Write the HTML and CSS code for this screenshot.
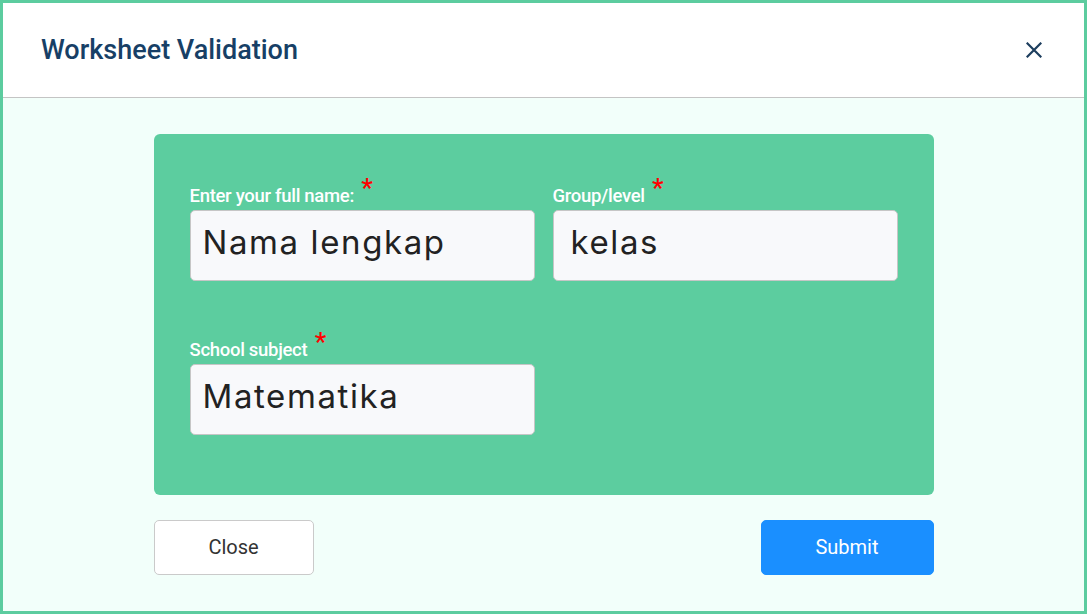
FILE: index.html
```html
<!DOCTYPE html>
<html>
<head>
<meta charset="utf-8">
<link rel="stylesheet" href="styles.css">
</head>
<body>
<div class="modal">
  <header class="modal-header">
    <h1 class="title">Worksheet Validation</h1>
    <button class="x-btn" aria-label="Close">
      <svg width="16" height="16" viewBox="0 0 16 16"><path d="M1.5 1.5 L14.5 14.5 M14.5 1.5 L1.5 14.5" stroke="#1d3e5e" stroke-width="2.2" stroke-linecap="square" fill="none"/></svg>
    </button>
  </header>
  <main class="modal-body">
    <section class="card">
      <div class="grid">
        <div class="field">
          <label class="label">Enter your full name: <span class="req">*</span></label>
          <div class="input">Nama lengkap</div>
        </div>
        <div class="field">
          <label class="label">Group/level <span class="req">*</span></label>
          <div class="input input-indent">kelas</div>
        </div>
        <div class="field">
          <label class="label">School subject <span class="req">*</span></label>
          <div class="input">Matematika</div>
        </div>
      </div>
    </section>
    <div class="actions">
      <button class="btn btn-close">Close</button>
      <button class="btn btn-submit">Submit</button>
    </div>
  </main>
</div>
</body>
</html>
```

FILE: styles.css
```css
* { box-sizing: border-box; }
html, body { margin: 0; padding: 0; }
body {
  width: 1087px;
  height: 614px;
  font-family: Roboto, "Liberation Sans", sans-serif;
  background: #5ccc9f;
}
.modal {
  width: 1087px;
  height: 614px;
  border: 3px solid #5ccc9f;
  display: flex;
  flex-direction: column;
  background: #f2fffa;
}
.modal-header {
  height: 95px;
  background: #ffffff;
  border-bottom: 1px solid #c4c4c4;
  display: flex;
  align-items: center;
  justify-content: space-between;
  padding: 0 42px 0 38px;
}
.title {
  margin: 0;
  font-size: 27px;
  font-weight: 500;
  color: #173f66;
  letter-spacing: 0;
}
.x-btn {
  background: none;
  border: none;
  padding: 0;
  width: 16px;
  height: 16px;
  display: flex;
}
.modal-body {
  flex: 1;
  padding: 36px 0 0 0;
  display: flex;
  flex-direction: column;
  align-items: center;
}
.card {
  width: 780px;
  height: 361px;
  background: #5ccd9f;
  border-radius: 6px;
  padding: 46px 36px 0 36px;
}
.grid {
  display: grid;
  grid-template-columns: 345px 345px;
  column-gap: 18px;
  row-gap: 53px;
}
.field {
  display: flex;
  flex-direction: column;
}
.label {
  font-size: 18.5px;
  font-weight: 500;
  color: #ffffff;
  height: 30px;
  line-height: 26px;
  letter-spacing: -0.3px;
  white-space: nowrap;
}
.req {
  color: #ff0000;
  font-size: 26px;
  position: relative;
  top: -5px;
  margin-left: 3px;
}
.input {
  height: 71px;
  background: #f8f9fb;
  border: 1px solid #c6c6c6;
  border-radius: 5px;
  padding: 0 12px 8px 12px;
  display: flex;
  align-items: center;
  font-family: Inter, Lato, sans-serif;
  font-size: 33px;
  color: #222222;
  letter-spacing: 1.6px;
}
.input-indent { padding-left: 17px; }
.actions {
  width: 780px;
  margin-top: 25px;
  display: flex;
  justify-content: space-between;
}
.btn {
  font-family: Roboto, "Liberation Sans", sans-serif;
  font-size: 20px;
  height: 55px;
  border-radius: 5px;
  cursor: pointer;
  padding-bottom: 2px;
}
.btn-close {
  width: 160px;
  background: #ffffff;
  border: 1px solid #cacaca;
  color: #333333;
}
.btn-submit {
  width: 173px;
  background: #1a8fff;
  border: 1px solid #1a8fff;
  color: #ffffff;
}
```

----------------

The material above holds pictures; copy everything else in it exactly.

Write the HTML and CSS code for this screenshot.
FILE: index.html
```html
<!DOCTYPE html>
<html>
<head>
<meta charset="utf-8">
<link rel="stylesheet" href="styles.css">
</head>
<body>
<div class="modal">
  <header class="modal-header">
    <h1 class="title">Worksheet Validation</h1>
    <button class="x-btn" aria-label="Close">
      <svg width="16" height="16" viewBox="0 0 16 16"><path d="M1.5 1.5 L14.5 14.5 M14.5 1.5 L1.5 14.5" stroke="#1d3e5e" stroke-width="2.2" stroke-linecap="square" fill="none"/></svg>
    </button>
  </header>
  <main class="modal-body">
    <section class="card">
      <div class="grid">
        <div class="field">
          <label class="label">Enter your full name: <span class="req">*</span></label>
          <div class="input">Nama lengkap</div>
        </div>
        <div class="field">
          <label class="label">Group/level <span class="req">*</span></label>
          <div class="input input-indent">kelas</div>
        </div>
        <div class="field">
          <label class="label">School subject <span class="req">*</span></label>
          <div class="input">Matematika</div>
        </div>
      </div>
    </section>
    <div class="actions">
      <button class="btn btn-close">Close</button>
      <button class="btn btn-submit">Submit</button>
    </div>
  </main>
</div>
</body>
</html>
```

FILE: styles.css
```css
* { box-sizing: border-box; }
html, body { margin: 0; padding: 0; }
body {
  width: 1087px;
  height: 614px;
  font-family: Roboto, "Liberation Sans", sans-serif;
  background: #5ccc9f;
}
.modal {
  width: 1087px;
  height: 614px;
  border: 3px solid #5ccc9f;
  display: flex;
  flex-direction: column;
  background: #f2fffa;
}
.modal-header {
  height: 95px;
  background: #ffffff;
  border-bottom: 1px solid #c4c4c4;
  display: flex;
  align-items: center;
  justify-content: space-between;
  padding: 0 42px 0 38px;
}
.title {
  margin: 0;
  font-size: 27px;
  font-weight: 500;
  color: #173f66;
  letter-spacing: 0;
}
.x-btn {
  background: none;
  border: none;
  padding: 0;
  width: 16px;
  height: 16px;
  display: flex;
}
.modal-body {
  flex: 1;
  padding: 36px 0 0 0;
  display: flex;
  flex-direction: column;
  align-items: center;
}
.card {
  width: 780px;
  height: 361px;
  background: #5ccd9f;
  border-radius: 6px;
  padding: 46px 36px 0 36px;
}
.grid {
  display: grid;
  grid-template-columns: 345px 345px;
  column-gap: 18px;
  row-gap: 53px;
}
.field {
  display: flex;
  flex-direction: column;
}
.label {
  font-size: 18.5px;
  font-weight: 500;
  color: #ffffff;
  height: 30px;
  line-height: 26px;
  letter-spacing: -0.3px;
  white-space: nowrap;
}
.req {
  color: #ff0000;
  font-size: 26px;
  position: relative;
  top: -5px;
  margin-left: 3px;
}
.input {
  height: 71px;
  background: #f8f9fb;
  border: 1px solid #c6c6c6;
  border-radius: 5px;
  padding: 0 12px 8px 12px;
  display: flex;
  align-items: center;
  font-family: Inter, Lato, sans-serif;
  font-size: 33px;
  color: #222222;
  letter-spacing: 1.6px;
}
.input-indent { padding-left: 17px; }
.actions {
  width: 780px;
  margin-top: 25px;
  display: flex;
  justify-content: space-between;
}
.btn {
  font-family: Roboto, "Liberation Sans", sans-serif;
  font-size: 20px;
  height: 55px;
  border-radius: 5px;
  cursor: pointer;
  padding-bottom: 2px;
}
.btn-close {
  width: 160px;
  background: #ffffff;
  border: 1px solid #cacaca;
  color: #333333;
}
.btn-submit {
  width: 173px;
  background: #1a8fff;
  border: 1px solid #1a8fff;
  color: #ffffff;
}
```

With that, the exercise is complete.